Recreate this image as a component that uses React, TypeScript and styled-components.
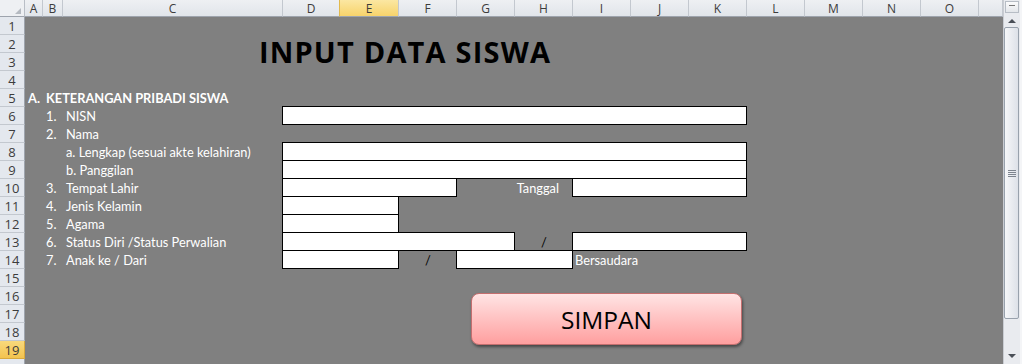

----------

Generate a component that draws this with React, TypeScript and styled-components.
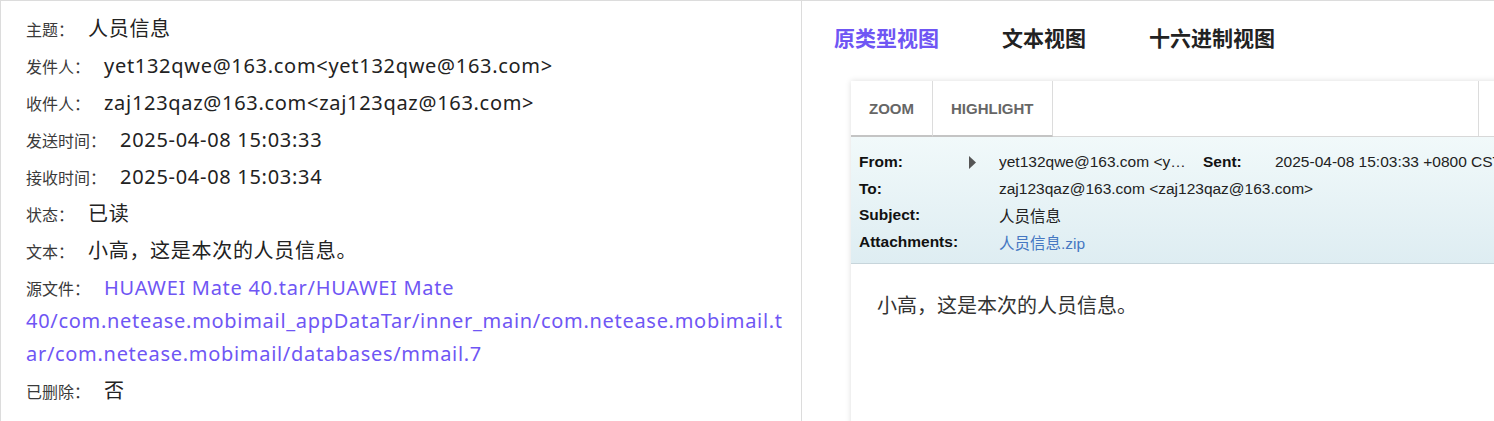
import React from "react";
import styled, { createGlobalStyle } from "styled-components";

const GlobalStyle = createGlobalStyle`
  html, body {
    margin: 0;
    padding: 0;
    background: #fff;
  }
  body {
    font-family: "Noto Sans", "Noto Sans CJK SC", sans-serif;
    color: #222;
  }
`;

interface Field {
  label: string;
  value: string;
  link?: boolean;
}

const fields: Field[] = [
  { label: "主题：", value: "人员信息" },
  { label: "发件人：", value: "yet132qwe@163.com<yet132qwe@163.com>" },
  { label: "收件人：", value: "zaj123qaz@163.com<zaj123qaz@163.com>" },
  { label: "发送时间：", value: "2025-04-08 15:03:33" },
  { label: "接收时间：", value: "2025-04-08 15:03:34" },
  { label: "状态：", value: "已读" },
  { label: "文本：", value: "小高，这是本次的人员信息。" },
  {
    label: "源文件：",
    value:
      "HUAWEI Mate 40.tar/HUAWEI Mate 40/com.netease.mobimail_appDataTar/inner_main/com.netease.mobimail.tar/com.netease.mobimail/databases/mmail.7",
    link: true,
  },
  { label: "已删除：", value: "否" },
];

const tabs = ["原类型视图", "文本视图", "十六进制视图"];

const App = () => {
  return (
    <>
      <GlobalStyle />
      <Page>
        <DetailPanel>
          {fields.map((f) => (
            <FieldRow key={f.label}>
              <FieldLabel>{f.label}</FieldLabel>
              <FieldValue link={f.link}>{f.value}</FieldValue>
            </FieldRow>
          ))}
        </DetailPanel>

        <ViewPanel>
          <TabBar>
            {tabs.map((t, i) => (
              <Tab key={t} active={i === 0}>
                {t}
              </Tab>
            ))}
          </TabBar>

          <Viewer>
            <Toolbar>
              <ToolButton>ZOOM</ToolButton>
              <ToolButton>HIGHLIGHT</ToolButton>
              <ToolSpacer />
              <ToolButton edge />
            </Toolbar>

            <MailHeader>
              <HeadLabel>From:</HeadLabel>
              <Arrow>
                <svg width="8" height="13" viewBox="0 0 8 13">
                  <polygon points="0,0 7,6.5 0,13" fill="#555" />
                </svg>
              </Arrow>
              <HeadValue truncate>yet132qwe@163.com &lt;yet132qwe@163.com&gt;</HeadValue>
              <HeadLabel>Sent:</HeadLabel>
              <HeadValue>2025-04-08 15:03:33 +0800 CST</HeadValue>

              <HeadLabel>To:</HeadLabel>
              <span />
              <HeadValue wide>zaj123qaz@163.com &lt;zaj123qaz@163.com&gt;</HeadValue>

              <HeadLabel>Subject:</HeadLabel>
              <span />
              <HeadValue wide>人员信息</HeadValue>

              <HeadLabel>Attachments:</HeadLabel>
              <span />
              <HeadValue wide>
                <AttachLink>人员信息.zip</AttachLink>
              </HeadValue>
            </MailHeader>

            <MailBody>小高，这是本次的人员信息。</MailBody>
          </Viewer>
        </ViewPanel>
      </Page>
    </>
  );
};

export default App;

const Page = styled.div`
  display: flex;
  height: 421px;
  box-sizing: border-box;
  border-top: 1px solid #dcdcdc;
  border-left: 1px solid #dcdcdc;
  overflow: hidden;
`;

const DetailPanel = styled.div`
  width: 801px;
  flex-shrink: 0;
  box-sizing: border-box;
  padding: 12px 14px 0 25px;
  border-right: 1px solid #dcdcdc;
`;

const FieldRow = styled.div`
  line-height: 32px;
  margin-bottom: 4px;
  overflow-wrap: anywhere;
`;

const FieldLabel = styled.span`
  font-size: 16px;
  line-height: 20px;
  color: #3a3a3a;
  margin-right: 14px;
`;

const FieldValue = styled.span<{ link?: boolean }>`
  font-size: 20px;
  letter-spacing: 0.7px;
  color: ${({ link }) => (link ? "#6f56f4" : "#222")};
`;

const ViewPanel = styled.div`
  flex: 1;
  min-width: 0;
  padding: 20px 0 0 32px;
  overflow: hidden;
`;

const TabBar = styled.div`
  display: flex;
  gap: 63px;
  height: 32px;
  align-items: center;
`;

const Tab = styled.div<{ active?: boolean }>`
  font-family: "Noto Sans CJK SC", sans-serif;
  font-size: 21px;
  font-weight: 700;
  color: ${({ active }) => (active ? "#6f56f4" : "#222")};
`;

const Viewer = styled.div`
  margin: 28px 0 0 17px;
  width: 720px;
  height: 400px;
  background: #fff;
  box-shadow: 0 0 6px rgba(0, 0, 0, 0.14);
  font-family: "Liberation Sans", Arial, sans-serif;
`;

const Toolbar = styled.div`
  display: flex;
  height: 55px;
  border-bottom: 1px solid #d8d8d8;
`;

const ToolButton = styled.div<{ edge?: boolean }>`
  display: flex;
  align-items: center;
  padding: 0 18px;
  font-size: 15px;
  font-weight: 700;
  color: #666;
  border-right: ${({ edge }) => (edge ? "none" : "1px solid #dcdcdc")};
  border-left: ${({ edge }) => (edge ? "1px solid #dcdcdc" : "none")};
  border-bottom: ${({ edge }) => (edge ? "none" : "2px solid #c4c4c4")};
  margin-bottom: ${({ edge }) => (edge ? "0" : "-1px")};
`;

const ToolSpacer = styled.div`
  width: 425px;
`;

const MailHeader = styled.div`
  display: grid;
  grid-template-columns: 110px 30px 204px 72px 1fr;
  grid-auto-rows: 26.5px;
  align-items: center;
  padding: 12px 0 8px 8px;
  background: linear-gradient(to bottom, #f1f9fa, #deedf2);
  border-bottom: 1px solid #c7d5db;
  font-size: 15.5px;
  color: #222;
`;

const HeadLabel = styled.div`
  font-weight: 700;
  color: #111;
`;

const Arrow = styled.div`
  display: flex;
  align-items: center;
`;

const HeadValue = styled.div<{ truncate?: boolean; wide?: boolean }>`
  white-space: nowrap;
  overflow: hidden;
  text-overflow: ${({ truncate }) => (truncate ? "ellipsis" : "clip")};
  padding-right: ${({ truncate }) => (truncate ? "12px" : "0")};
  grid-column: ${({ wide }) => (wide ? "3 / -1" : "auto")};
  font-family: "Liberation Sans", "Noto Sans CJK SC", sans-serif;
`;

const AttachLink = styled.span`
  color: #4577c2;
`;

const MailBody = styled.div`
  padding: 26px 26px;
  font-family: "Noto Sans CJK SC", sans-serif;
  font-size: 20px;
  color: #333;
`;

----------

Leave out the pictures and give again exactly the lines from the one with "Generate a component" through the one with "</DetailPanel>", and no others.

*SOLUTION TO THIS TASK*:
Generate a component that draws this with React, TypeScript and styled-components.
import React from "react";
import styled, { createGlobalStyle } from "styled-components";

const GlobalStyle = createGlobalStyle`
  html, body {
    margin: 0;
    padding: 0;
    background: #fff;
  }
  body {
    font-family: "Noto Sans", "Noto Sans CJK SC", sans-serif;
    color: #222;
  }
`;

interface Field {
  label: string;
  value: string;
  link?: boolean;
}

const fields: Field[] = [
  { label: "主题：", value: "人员信息" },
  { label: "发件人：", value: "yet132qwe@163.com<yet132qwe@163.com>" },
  { label: "收件人：", value: "zaj123qaz@163.com<zaj123qaz@163.com>" },
  { label: "发送时间：", value: "2025-04-08 15:03:33" },
  { label: "接收时间：", value: "2025-04-08 15:03:34" },
  { label: "状态：", value: "已读" },
  { label: "文本：", value: "小高，这是本次的人员信息。" },
  {
    label: "源文件：",
    value:
      "HUAWEI Mate 40.tar/HUAWEI Mate 40/com.netease.mobimail_appDataTar/inner_main/com.netease.mobimail.tar/com.netease.mobimail/databases/mmail.7",
    link: true,
  },
  { label: "已删除：", value: "否" },
];

const tabs = ["原类型视图", "文本视图", "十六进制视图"];

const App = () => {
  return (
    <>
      <GlobalStyle />
      <Page>
        <DetailPanel>
          {fields.map((f) => (
            <FieldRow key={f.label}>
              <FieldLabel>{f.label}</FieldLabel>
              <FieldValue link={f.link}>{f.value}</FieldValue>
            </FieldRow>
          ))}
        </DetailPanel>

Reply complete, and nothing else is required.